— start GIVEN INFORMATION —

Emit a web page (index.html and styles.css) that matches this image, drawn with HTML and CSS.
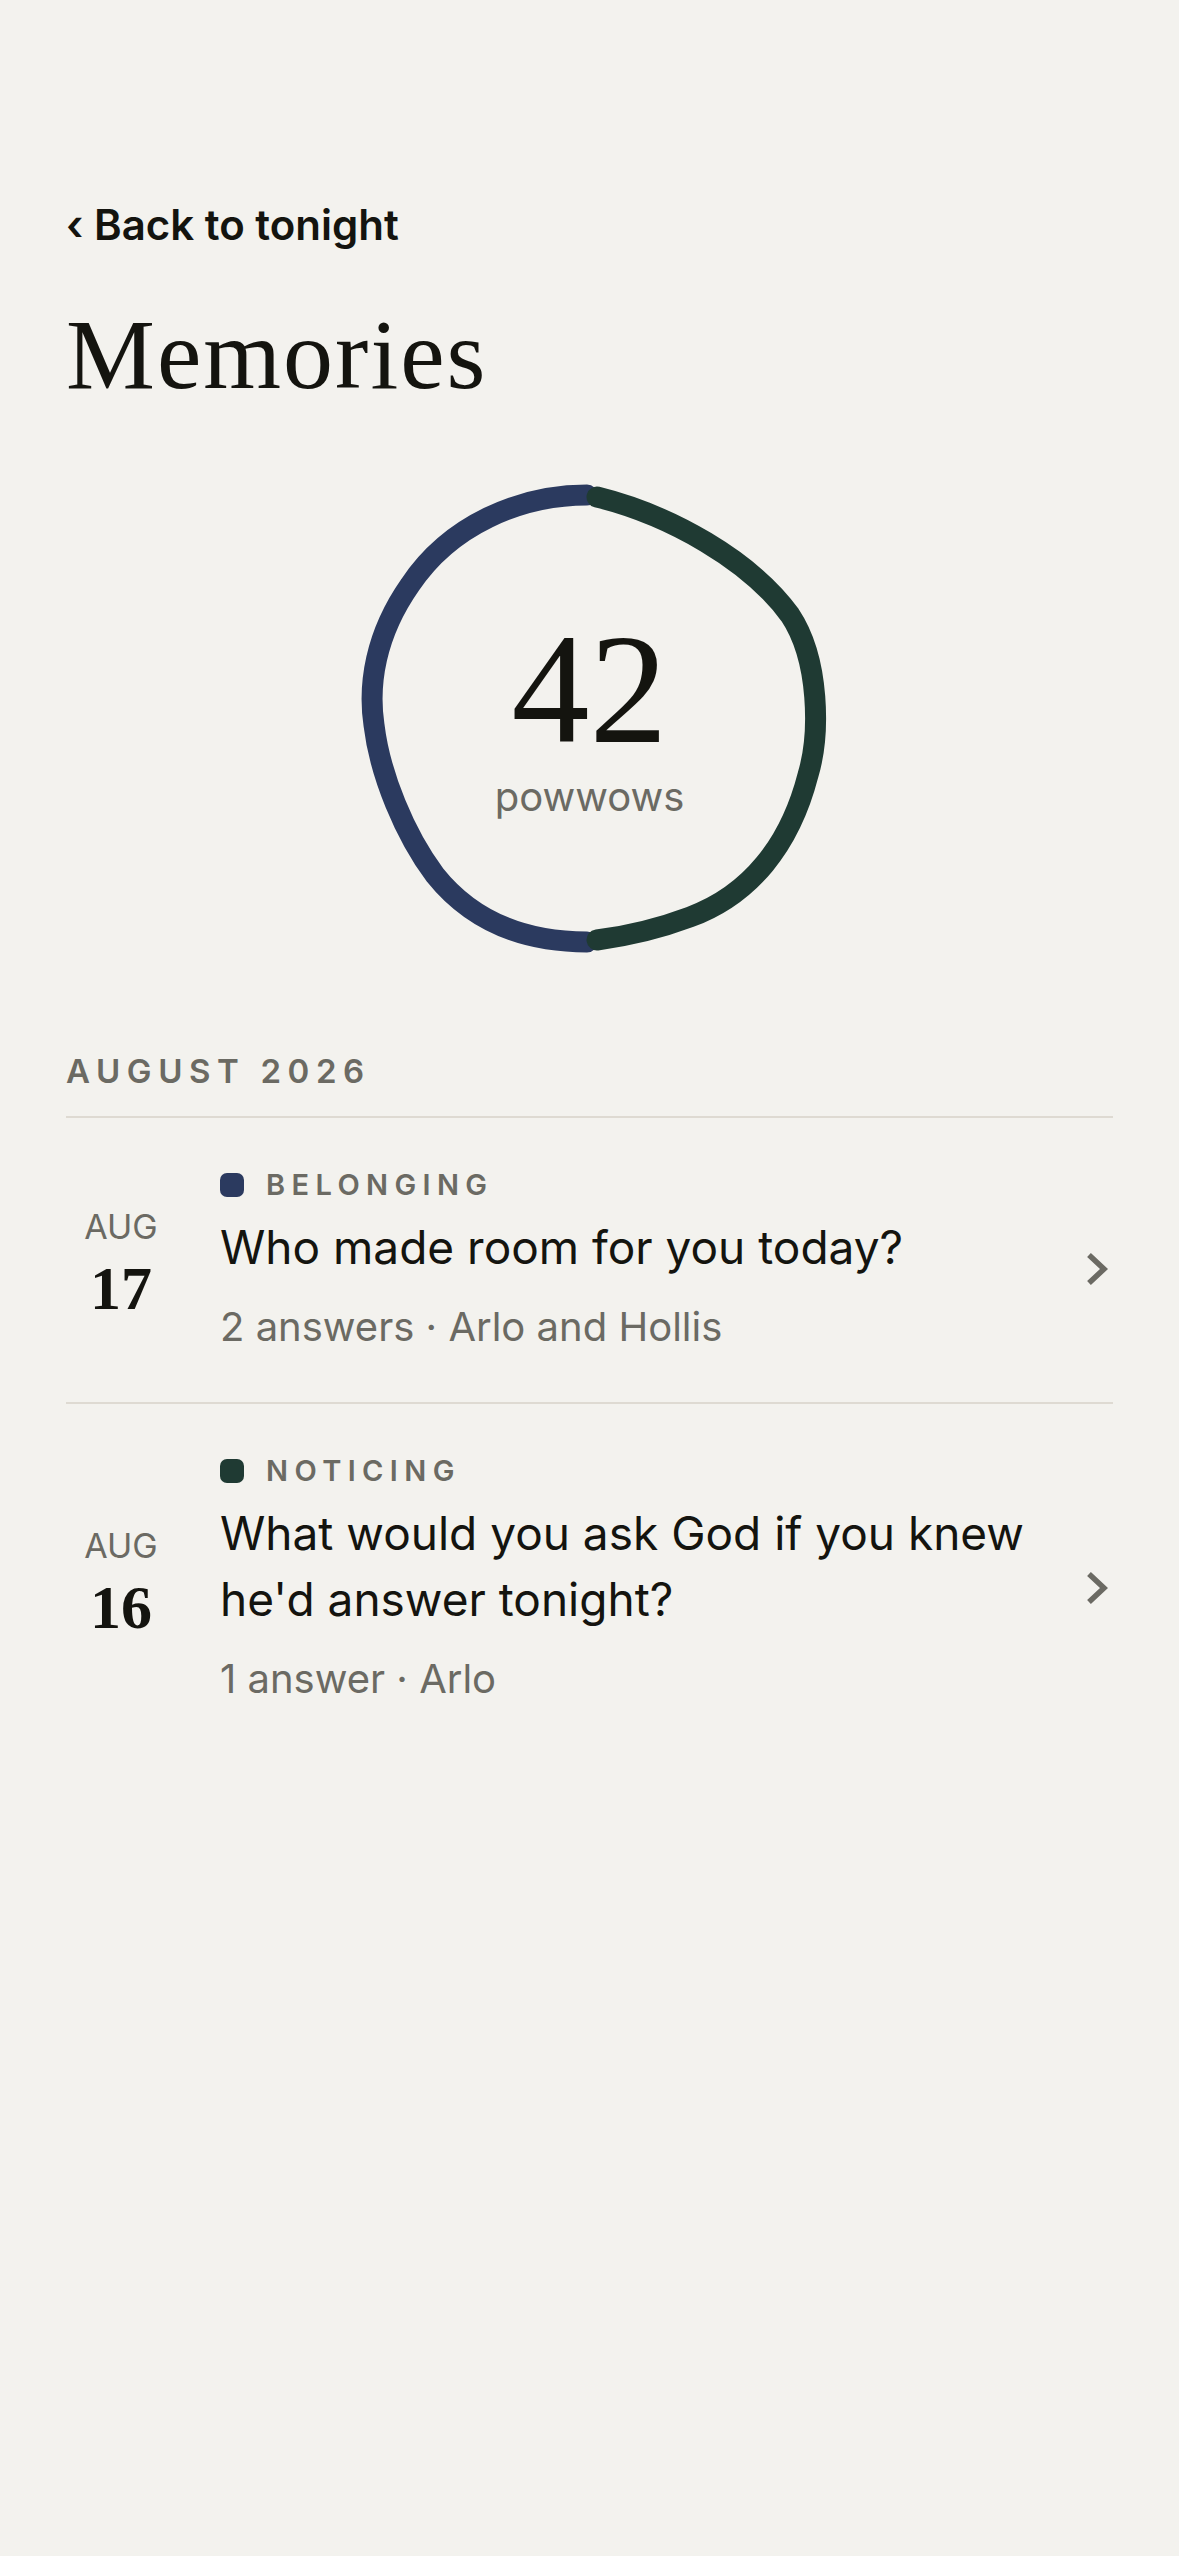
FILE: index.html
```html
<!DOCTYPE html>
<html lang="en">

<head>
    <meta charset="UTF-8">
    <meta name="viewport" content="width=device-width, initial-scale=1.0">
    <title>Memories</title>
    <link rel="stylesheet" href="styles.css">
</head>

<body>
    <div class="page">
        <a class="back" href="#">&lsaquo; Back to tonight</a>
        <h1 class="title">Memories</h1>

        <!-- hand drawn ring, blue half + green half -->
        <div class="ring">
            <svg class="ring-art" width="480" height="480" viewBox="0 0 480 480">
                <path class="ring-blue" d="M237,20 C170,20 100,50 60,110 C25,160 18,210 24,250 C30,300 55,360 85,400 C125,450 180,467 237,467" />
                <path class="ring-green" d="M247,22 C320,40 400,85 440,140 C470,185 470,260 458,300 C440,370 400,420 340,442 C300,457 270,462 247,465" />
            </svg>
            <div class="ring-count">42</div>
            <div class="ring-label">powwows</div>
        </div>

        <h2 class="month">AUGUST 2026</h2>
        <ul class="memory-list">
            <li class="memory">
                <div class="date">
                    <span class="date-month">AUG</span>
                    <span class="date-day">17</span>
                </div>
                <div class="memory-body">
                    <div class="tag"><span class="tag-dot blue"></span>BELONGING</div>
                    <div class="question">Who made room for you today?</div>
                    <div class="meta">2 answers &middot; Arlo and Hollis</div>
                </div>
                <svg class="chev" width="22" height="32" viewBox="0 0 22 32">
                    <path d="M3,2 L18,16 L3,30" />
                </svg>
            </li>
            <li class="memory">
                <div class="date">
                    <span class="date-month">AUG</span>
                    <span class="date-day">16</span>
                </div>
                <div class="memory-body">
                    <div class="tag"><span class="tag-dot green"></span>NOTICING</div>
                    <div class="question">What would you ask God if you knew he'd answer tonight?</div>
                    <div class="meta">1 answer &middot; Arlo</div>
                </div>
                <svg class="chev" width="22" height="32" viewBox="0 0 22 32">
                    <path d="M3,2 L18,16 L3,30" />
                </svg>
            </li>
        </ul>
    </div>
</body>

</html>
```

FILE: styles.css
```css
* {
    margin: 0;
    padding: 0;
    box-sizing: border-box;
}

body {
    background: #f3f2ee;
    color: #14140f;
    font-family: Inter, "Noto Sans", sans-serif;
}

li {
    list-style: none;
}

.page {
    min-height: 2556px;
    padding: 198px 66px 0;
}

.back {
    display: block;
    font-size: 42px;
    line-height: 53px;
    font-weight: 600;
    color: #14140f;
    text-decoration: none;
}

.title {
    margin-top: 52px;
    font-family: "Liberation Serif", serif;
    font-weight: 400;
    font-size: 100px;
    line-height: 103px;
    letter-spacing: 2px;
}

/* ring */
.ring {
    position: relative;
    width: 480px;
    height: 480px;
    margin: 69px auto 0;
    padding-top: 132px;
    display: flex;
    flex-direction: column;
    align-items: center;
}

.ring-art {
    position: absolute;
    top: 0;
    left: 0;
}

.ring-art path {
    fill: none;
    stroke-width: 21;
    stroke-linecap: round;
}

.ring-blue {
    stroke: #2b3a5f;
}

.ring-green {
    stroke: #1f3a33;
}

.ring-count {
    position: relative;
    font-family: "Liberation Serif", serif;
    font-size: 156px;
    line-height: 166px;
}

.ring-label {
    position: relative;
    font-size: 40px;
    line-height: 48px;
    color: #6b6a63;
}

/* list */
.month {
    margin-top: 96px;
    font-size: 33px;
    line-height: 40px;
    font-weight: 600;
    letter-spacing: 0.2em;
    color: #6b6a63;
    padding-bottom: 25px;
    border-bottom: 2px solid #dedad2;
}

.memory {
    display: flex;
    align-items: center;
    padding: 51px 0 51px;
    border-bottom: 2px solid #dedad2;
}

.memory:last-child {
    border-bottom: none;
}

.date {
    width: 110px;
    flex-shrink: 0;
    display: flex;
    flex-direction: column;
    align-items: center;
    margin: 10px 44px 0 0;
}

.date-month {
    font-size: 34px;
    line-height: 40px;
    color: #6b6a63;
}

.date-day {
    margin-top: 6px;
    font-family: "Liberation Serif", serif;
    font-weight: 700;
    font-size: 62px;
    line-height: 70px;
}

.memory-body {
    flex: 1;
}

.tag {
    display: flex;
    align-items: center;
    font-size: 29px;
    line-height: 32px;
    font-weight: 600;
    letter-spacing: 0.22em;
    color: #6b6a63;
}

.tag-dot {
    width: 24px;
    height: 24px;
    border-radius: 7px;
    margin-right: 22px;
}

.tag-dot.blue {
    background: #2b3a5f;
}

.tag-dot.green {
    background: #1f3a33;
}

.question {
    margin-top: 13px;
    font-size: 46px;
    line-height: 66px;
    padding-right: 40px;
}

.meta {
    margin-top: 23px;
    font-size: 40px;
    line-height: 48px;
    color: #6b6a63;
}

.chev {
    flex-shrink: 0;
    margin: 18px 5px 0 0;
}

.chev path {
    fill: none;
    stroke: #6b6a63;
    stroke-width: 5.5;
}
```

— end GIVEN INFORMATION —

■ DIRECTIVE: Write out the whole listing again, exactly, with no pictures.

■ EXERCISE SOLUTION:
Emit a web page (index.html and styles.css) that matches this image, drawn with HTML and CSS.
FILE: index.html
```html
<!DOCTYPE html>
<html lang="en">

<head>
    <meta charset="UTF-8">
    <meta name="viewport" content="width=device-width, initial-scale=1.0">
    <title>Memories</title>
    <link rel="stylesheet" href="styles.css">
</head>

<body>
    <div class="page">
        <a class="back" href="#">&lsaquo; Back to tonight</a>
        <h1 class="title">Memories</h1>

        <!-- hand drawn ring, blue half + green half -->
        <div class="ring">
            <svg class="ring-art" width="480" height="480" viewBox="0 0 480 480">
                <path class="ring-blue" d="M237,20 C170,20 100,50 60,110 C25,160 18,210 24,250 C30,300 55,360 85,400 C125,450 180,467 237,467" />
                <path class="ring-green" d="M247,22 C320,40 400,85 440,140 C470,185 470,260 458,300 C440,370 400,420 340,442 C300,457 270,462 247,465" />
            </svg>
            <div class="ring-count">42</div>
            <div class="ring-label">powwows</div>
        </div>

        <h2 class="month">AUGUST 2026</h2>
        <ul class="memory-list">
            <li class="memory">
                <div class="date">
                    <span class="date-month">AUG</span>
                    <span class="date-day">17</span>
                </div>
                <div class="memory-body">
                    <div class="tag"><span class="tag-dot blue"></span>BELONGING</div>
                    <div class="question">Who made room for you today?</div>
                    <div class="meta">2 answers &middot; Arlo and Hollis</div>
                </div>
                <svg class="chev" width="22" height="32" viewBox="0 0 22 32">
                    <path d="M3,2 L18,16 L3,30" />
                </svg>
            </li>
            <li class="memory">
                <div class="date">
                    <span class="date-month">AUG</span>
                    <span class="date-day">16</span>
                </div>
                <div class="memory-body">
                    <div class="tag"><span class="tag-dot green"></span>NOTICING</div>
                    <div class="question">What would you ask God if you knew he'd answer tonight?</div>
                    <div class="meta">1 answer &middot; Arlo</div>
                </div>
                <svg class="chev" width="22" height="32" viewBox="0 0 22 32">
                    <path d="M3,2 L18,16 L3,30" />
                </svg>
            </li>
        </ul>
    </div>
</body>

</html>
```

FILE: styles.css
```css
* {
    margin: 0;
    padding: 0;
    box-sizing: border-box;
}

body {
    background: #f3f2ee;
    color: #14140f;
    font-family: Inter, "Noto Sans", sans-serif;
}

li {
    list-style: none;
}

.page {
    min-height: 2556px;
    padding: 198px 66px 0;
}

.back {
    display: block;
    font-size: 42px;
    line-height: 53px;
    font-weight: 600;
    color: #14140f;
    text-decoration: none;
}

.title {
    margin-top: 52px;
    font-family: "Liberation Serif", serif;
    font-weight: 400;
    font-size: 100px;
    line-height: 103px;
    letter-spacing: 2px;
}

/* ring */
.ring {
    position: relative;
    width: 480px;
    height: 480px;
    margin: 69px auto 0;
    padding-top: 132px;
    display: flex;
    flex-direction: column;
    align-items: center;
}

.ring-art {
    position: absolute;
    top: 0;
    left: 0;
}

.ring-art path {
    fill: none;
    stroke-width: 21;
    stroke-linecap: round;
}

.ring-blue {
    stroke: #2b3a5f;
}

.ring-green {
    stroke: #1f3a33;
}

.ring-count {
    position: relative;
    font-family: "Liberation Serif", serif;
    font-size: 156px;
    line-height: 166px;
}

.ring-label {
    position: relative;
    font-size: 40px;
    line-height: 48px;
    color: #6b6a63;
}

/* list */
.month {
    margin-top: 96px;
    font-size: 33px;
    line-height: 40px;
    font-weight: 600;
    letter-spacing: 0.2em;
    color: #6b6a63;
    padding-bottom: 25px;
    border-bottom: 2px solid #dedad2;
}

.memory {
    display: flex;
    align-items: center;
    padding: 51px 0 51px;
    border-bottom: 2px solid #dedad2;
}

.memory:last-child {
    border-bottom: none;
}

.date {
    width: 110px;
    flex-shrink: 0;
    display: flex;
    flex-direction: column;
    align-items: center;
    margin: 10px 44px 0 0;
}

.date-month {
    font-size: 34px;
    line-height: 40px;
    color: #6b6a63;
}

.date-day {
    margin-top: 6px;
    font-family: "Liberation Serif", serif;
    font-weight: 700;
    font-size: 62px;
    line-height: 70px;
}

.memory-body {
    flex: 1;
}

.tag {
    display: flex;
    align-items: center;
    font-size: 29px;
    line-height: 32px;
    font-weight: 600;
    letter-spacing: 0.22em;
    color: #6b6a63;
}

.tag-dot {
    width: 24px;
    height: 24px;
    border-radius: 7px;
    margin-right: 22px;
}

.tag-dot.blue {
    background: #2b3a5f;
}

.tag-dot.green {
    background: #1f3a33;
}

.question {
    margin-top: 13px;
    font-size: 46px;
    line-height: 66px;
    padding-right: 40px;
}

.meta {
    margin-top: 23px;
    font-size: 40px;
    line-height: 48px;
    color: #6b6a63;
}

.chev {
    flex-shrink: 0;
    margin: 18px 5px 0 0;
}

.chev path {
    fill: none;
    stroke: #6b6a63;
    stroke-width: 5.5;
}
```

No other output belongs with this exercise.